══ Working data
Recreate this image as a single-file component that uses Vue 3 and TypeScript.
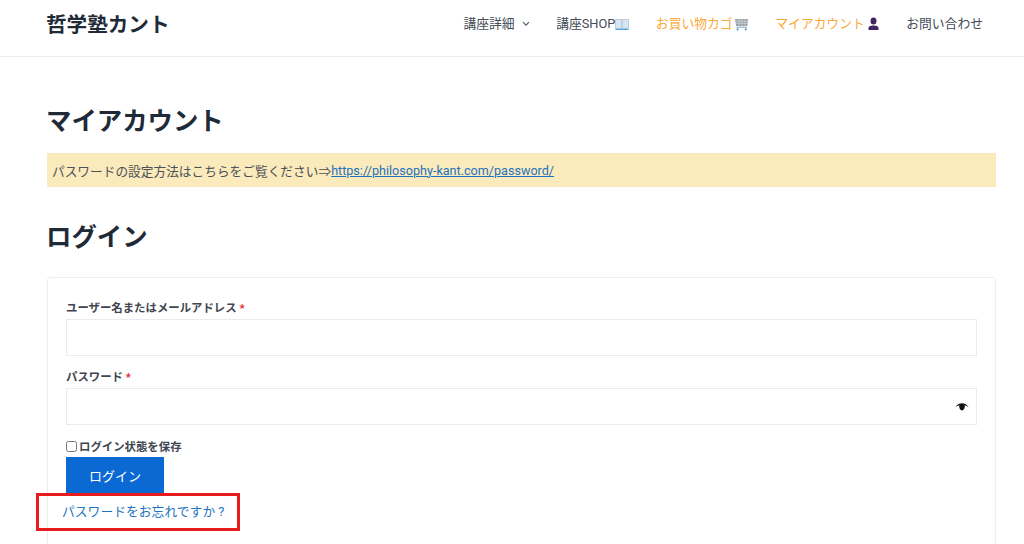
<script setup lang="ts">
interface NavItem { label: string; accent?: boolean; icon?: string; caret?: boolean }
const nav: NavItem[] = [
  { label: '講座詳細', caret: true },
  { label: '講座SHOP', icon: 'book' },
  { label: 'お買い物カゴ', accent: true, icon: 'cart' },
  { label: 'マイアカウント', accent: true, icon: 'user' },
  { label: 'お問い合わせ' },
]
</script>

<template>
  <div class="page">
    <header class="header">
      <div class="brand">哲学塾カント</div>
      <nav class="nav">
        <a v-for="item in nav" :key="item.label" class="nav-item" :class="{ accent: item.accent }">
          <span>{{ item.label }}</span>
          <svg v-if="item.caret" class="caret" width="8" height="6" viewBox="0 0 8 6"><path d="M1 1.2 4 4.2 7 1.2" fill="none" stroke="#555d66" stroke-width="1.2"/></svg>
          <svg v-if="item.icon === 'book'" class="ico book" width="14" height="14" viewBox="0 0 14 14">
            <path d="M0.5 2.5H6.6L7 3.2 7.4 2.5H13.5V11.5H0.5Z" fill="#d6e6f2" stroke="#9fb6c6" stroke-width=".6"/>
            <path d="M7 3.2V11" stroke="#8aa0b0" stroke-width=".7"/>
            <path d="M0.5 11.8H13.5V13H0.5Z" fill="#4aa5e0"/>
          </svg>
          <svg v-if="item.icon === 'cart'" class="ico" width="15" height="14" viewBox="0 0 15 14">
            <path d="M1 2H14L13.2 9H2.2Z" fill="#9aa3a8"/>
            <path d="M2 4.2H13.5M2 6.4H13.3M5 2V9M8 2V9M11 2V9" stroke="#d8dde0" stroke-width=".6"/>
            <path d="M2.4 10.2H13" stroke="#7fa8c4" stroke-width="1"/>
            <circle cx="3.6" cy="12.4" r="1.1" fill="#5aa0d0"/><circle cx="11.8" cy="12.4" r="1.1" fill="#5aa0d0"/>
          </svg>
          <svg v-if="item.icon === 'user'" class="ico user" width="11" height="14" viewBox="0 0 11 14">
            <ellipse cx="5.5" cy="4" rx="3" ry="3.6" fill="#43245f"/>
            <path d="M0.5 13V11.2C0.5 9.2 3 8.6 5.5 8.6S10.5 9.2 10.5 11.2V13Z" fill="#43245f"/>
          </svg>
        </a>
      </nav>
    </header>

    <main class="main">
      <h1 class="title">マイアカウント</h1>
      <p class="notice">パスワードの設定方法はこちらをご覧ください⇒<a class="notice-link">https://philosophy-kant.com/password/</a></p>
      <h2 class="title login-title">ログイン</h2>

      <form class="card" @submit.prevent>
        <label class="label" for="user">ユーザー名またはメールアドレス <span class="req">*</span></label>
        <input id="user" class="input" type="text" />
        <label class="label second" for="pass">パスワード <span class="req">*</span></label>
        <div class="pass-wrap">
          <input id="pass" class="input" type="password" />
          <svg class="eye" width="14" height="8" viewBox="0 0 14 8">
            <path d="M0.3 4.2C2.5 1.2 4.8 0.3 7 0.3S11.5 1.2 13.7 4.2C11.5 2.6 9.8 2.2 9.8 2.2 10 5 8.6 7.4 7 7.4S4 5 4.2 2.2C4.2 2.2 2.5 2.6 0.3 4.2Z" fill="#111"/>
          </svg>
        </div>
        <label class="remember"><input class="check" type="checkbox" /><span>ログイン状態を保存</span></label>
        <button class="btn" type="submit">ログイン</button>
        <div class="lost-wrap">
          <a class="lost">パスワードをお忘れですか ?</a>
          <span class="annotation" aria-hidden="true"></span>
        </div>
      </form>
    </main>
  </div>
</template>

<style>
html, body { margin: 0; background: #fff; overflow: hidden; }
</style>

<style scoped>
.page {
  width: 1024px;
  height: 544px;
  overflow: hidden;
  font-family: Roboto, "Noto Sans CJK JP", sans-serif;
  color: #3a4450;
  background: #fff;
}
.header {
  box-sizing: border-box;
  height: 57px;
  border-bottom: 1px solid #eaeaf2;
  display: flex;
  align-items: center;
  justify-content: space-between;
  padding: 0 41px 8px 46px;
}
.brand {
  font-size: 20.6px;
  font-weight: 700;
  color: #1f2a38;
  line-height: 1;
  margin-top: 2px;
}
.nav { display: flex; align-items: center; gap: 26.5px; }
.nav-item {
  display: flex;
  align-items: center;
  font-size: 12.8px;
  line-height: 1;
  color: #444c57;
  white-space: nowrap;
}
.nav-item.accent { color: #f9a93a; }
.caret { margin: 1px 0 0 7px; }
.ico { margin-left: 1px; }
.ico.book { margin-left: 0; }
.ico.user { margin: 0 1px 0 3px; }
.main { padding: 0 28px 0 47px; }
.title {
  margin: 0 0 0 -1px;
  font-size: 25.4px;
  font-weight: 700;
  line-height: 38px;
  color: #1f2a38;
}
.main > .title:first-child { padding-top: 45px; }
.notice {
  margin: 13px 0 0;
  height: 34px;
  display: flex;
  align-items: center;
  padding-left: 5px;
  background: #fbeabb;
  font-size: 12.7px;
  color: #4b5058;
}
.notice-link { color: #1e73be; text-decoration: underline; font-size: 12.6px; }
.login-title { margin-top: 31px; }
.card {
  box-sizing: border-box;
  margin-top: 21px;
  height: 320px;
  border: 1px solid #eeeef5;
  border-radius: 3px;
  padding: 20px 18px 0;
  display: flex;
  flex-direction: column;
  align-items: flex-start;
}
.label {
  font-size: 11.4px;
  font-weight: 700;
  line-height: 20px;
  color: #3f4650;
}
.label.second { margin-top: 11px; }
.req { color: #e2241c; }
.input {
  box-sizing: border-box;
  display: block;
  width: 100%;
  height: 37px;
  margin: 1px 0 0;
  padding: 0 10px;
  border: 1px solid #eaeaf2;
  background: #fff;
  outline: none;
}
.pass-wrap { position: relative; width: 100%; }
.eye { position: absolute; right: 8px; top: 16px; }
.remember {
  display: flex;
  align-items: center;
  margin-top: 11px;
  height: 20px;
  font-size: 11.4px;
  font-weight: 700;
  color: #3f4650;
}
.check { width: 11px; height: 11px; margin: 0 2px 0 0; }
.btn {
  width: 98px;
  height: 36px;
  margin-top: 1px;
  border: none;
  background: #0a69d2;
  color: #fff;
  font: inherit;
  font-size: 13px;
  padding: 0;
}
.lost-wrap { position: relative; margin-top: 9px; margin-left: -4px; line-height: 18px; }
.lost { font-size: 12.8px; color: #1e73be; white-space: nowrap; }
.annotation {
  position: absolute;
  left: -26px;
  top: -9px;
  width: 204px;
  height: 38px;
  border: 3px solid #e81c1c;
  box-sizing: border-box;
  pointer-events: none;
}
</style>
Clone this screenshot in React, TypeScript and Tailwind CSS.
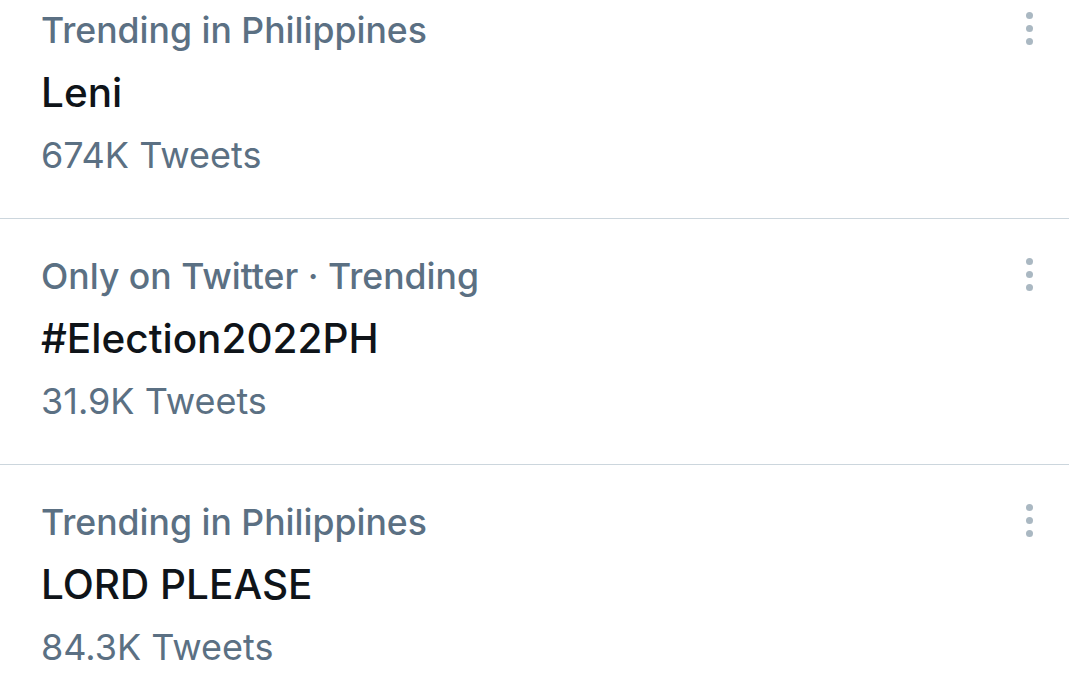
════
§ **The task**: Repeat all of the entries word for word, but omit the pictures.

§ **The reply**:
Recreate this image as a single-file component that uses Vue 3 and TypeScript.
<script setup lang="ts">
interface NavItem { label: string; accent?: boolean; icon?: string; caret?: boolean }
const nav: NavItem[] = [
  { label: '講座詳細', caret: true },
  { label: '講座SHOP', icon: 'book' },
  { label: 'お買い物カゴ', accent: true, icon: 'cart' },
  { label: 'マイアカウント', accent: true, icon: 'user' },
  { label: 'お問い合わせ' },
]
</script>

<template>
  <div class="page">
    <header class="header">
      <div class="brand">哲学塾カント</div>
      <nav class="nav">
        <a v-for="item in nav" :key="item.label" class="nav-item" :class="{ accent: item.accent }">
          <span>{{ item.label }}</span>
          <svg v-if="item.caret" class="caret" width="8" height="6" viewBox="0 0 8 6"><path d="M1 1.2 4 4.2 7 1.2" fill="none" stroke="#555d66" stroke-width="1.2"/></svg>
          <svg v-if="item.icon === 'book'" class="ico book" width="14" height="14" viewBox="0 0 14 14">
            <path d="M0.5 2.5H6.6L7 3.2 7.4 2.5H13.5V11.5H0.5Z" fill="#d6e6f2" stroke="#9fb6c6" stroke-width=".6"/>
            <path d="M7 3.2V11" stroke="#8aa0b0" stroke-width=".7"/>
            <path d="M0.5 11.8H13.5V13H0.5Z" fill="#4aa5e0"/>
          </svg>
          <svg v-if="item.icon === 'cart'" class="ico" width="15" height="14" viewBox="0 0 15 14">
            <path d="M1 2H14L13.2 9H2.2Z" fill="#9aa3a8"/>
            <path d="M2 4.2H13.5M2 6.4H13.3M5 2V9M8 2V9M11 2V9" stroke="#d8dde0" stroke-width=".6"/>
            <path d="M2.4 10.2H13" stroke="#7fa8c4" stroke-width="1"/>
            <circle cx="3.6" cy="12.4" r="1.1" fill="#5aa0d0"/><circle cx="11.8" cy="12.4" r="1.1" fill="#5aa0d0"/>
          </svg>
          <svg v-if="item.icon === 'user'" class="ico user" width="11" height="14" viewBox="0 0 11 14">
            <ellipse cx="5.5" cy="4" rx="3" ry="3.6" fill="#43245f"/>
            <path d="M0.5 13V11.2C0.5 9.2 3 8.6 5.5 8.6S10.5 9.2 10.5 11.2V13Z" fill="#43245f"/>
          </svg>
        </a>
      </nav>
    </header>

    <main class="main">
      <h1 class="title">マイアカウント</h1>
      <p class="notice">パスワードの設定方法はこちらをご覧ください⇒<a class="notice-link">https://philosophy-kant.com/password/</a></p>
      <h2 class="title login-title">ログイン</h2>

      <form class="card" @submit.prevent>
        <label class="label" for="user">ユーザー名またはメールアドレス <span class="req">*</span></label>
        <input id="user" class="input" type="text" />
        <label class="label second" for="pass">パスワード <span class="req">*</span></label>
        <div class="pass-wrap">
          <input id="pass" class="input" type="password" />
          <svg class="eye" width="14" height="8" viewBox="0 0 14 8">
            <path d="M0.3 4.2C2.5 1.2 4.8 0.3 7 0.3S11.5 1.2 13.7 4.2C11.5 2.6 9.8 2.2 9.8 2.2 10 5 8.6 7.4 7 7.4S4 5 4.2 2.2C4.2 2.2 2.5 2.6 0.3 4.2Z" fill="#111"/>
          </svg>
        </div>
        <label class="remember"><input class="check" type="checkbox" /><span>ログイン状態を保存</span></label>
        <button class="btn" type="submit">ログイン</button>
        <div class="lost-wrap">
          <a class="lost">パスワードをお忘れですか ?</a>
          <span class="annotation" aria-hidden="true"></span>
        </div>
      </form>
    </main>
  </div>
</template>

<style>
html, body { margin: 0; background: #fff; overflow: hidden; }
</style>

<style scoped>
.page {
  width: 1024px;
  height: 544px;
  overflow: hidden;
  font-family: Roboto, "Noto Sans CJK JP", sans-serif;
  color: #3a4450;
  background: #fff;
}
.header {
  box-sizing: border-box;
  height: 57px;
  border-bottom: 1px solid #eaeaf2;
  display: flex;
  align-items: center;
  justify-content: space-between;
  padding: 0 41px 8px 46px;
}
.brand {
  font-size: 20.6px;
  font-weight: 700;
  color: #1f2a38;
  line-height: 1;
  margin-top: 2px;
}
.nav { display: flex; align-items: center; gap: 26.5px; }
.nav-item {
  display: flex;
  align-items: center;
  font-size: 12.8px;
  line-height: 1;
  color: #444c57;
  white-space: nowrap;
}
.nav-item.accent { color: #f9a93a; }
.caret { margin: 1px 0 0 7px; }
.ico { margin-left: 1px; }
.ico.book { margin-left: 0; }
.ico.user { margin: 0 1px 0 3px; }
.main { padding: 0 28px 0 47px; }
.title {
  margin: 0 0 0 -1px;
  font-size: 25.4px;
  font-weight: 700;
  line-height: 38px;
  color: #1f2a38;
}
.main > .title:first-child { padding-top: 45px; }
.notice {
  margin: 13px 0 0;
  height: 34px;
  display: flex;
  align-items: center;
  padding-left: 5px;
  background: #fbeabb;
  font-size: 12.7px;
  color: #4b5058;
}
.notice-link { color: #1e73be; text-decoration: underline; font-size: 12.6px; }
.login-title { margin-top: 31px; }
.card {
  box-sizing: border-box;
  margin-top: 21px;
  height: 320px;
  border: 1px solid #eeeef5;
  border-radius: 3px;
  padding: 20px 18px 0;
  display: flex;
  flex-direction: column;
  align-items: flex-start;
}
.label {
  font-size: 11.4px;
  font-weight: 700;
  line-height: 20px;
  color: #3f4650;
}
.label.second { margin-top: 11px; }
.req { color: #e2241c; }
.input {
  box-sizing: border-box;
  display: block;
  width: 100%;
  height: 37px;
  margin: 1px 0 0;
  padding: 0 10px;
  border: 1px solid #eaeaf2;
  background: #fff;
  outline: none;
}
.pass-wrap { position: relative; width: 100%; }
.eye { position: absolute; right: 8px; top: 16px; }
.remember {
  display: flex;
  align-items: center;
  margin-top: 11px;
  height: 20px;
  font-size: 11.4px;
  font-weight: 700;
  color: #3f4650;
}
.check { width: 11px; height: 11px; margin: 0 2px 0 0; }
.btn {
  width: 98px;
  height: 36px;
  margin-top: 1px;
  border: none;
  background: #0a69d2;
  color: #fff;
  font: inherit;
  font-size: 13px;
  padding: 0;
}
.lost-wrap { position: relative; margin-top: 9px; margin-left: -4px; line-height: 18px; }
.lost { font-size: 12.8px; color: #1e73be; white-space: nowrap; }
.annotation {
  position: absolute;
  left: -26px;
  top: -9px;
  width: 204px;
  height: 38px;
  border: 3px solid #e81c1c;
  box-sizing: border-box;
  pointer-events: none;
}
</style>
Clone this screenshot in React, TypeScript and Tailwind CSS.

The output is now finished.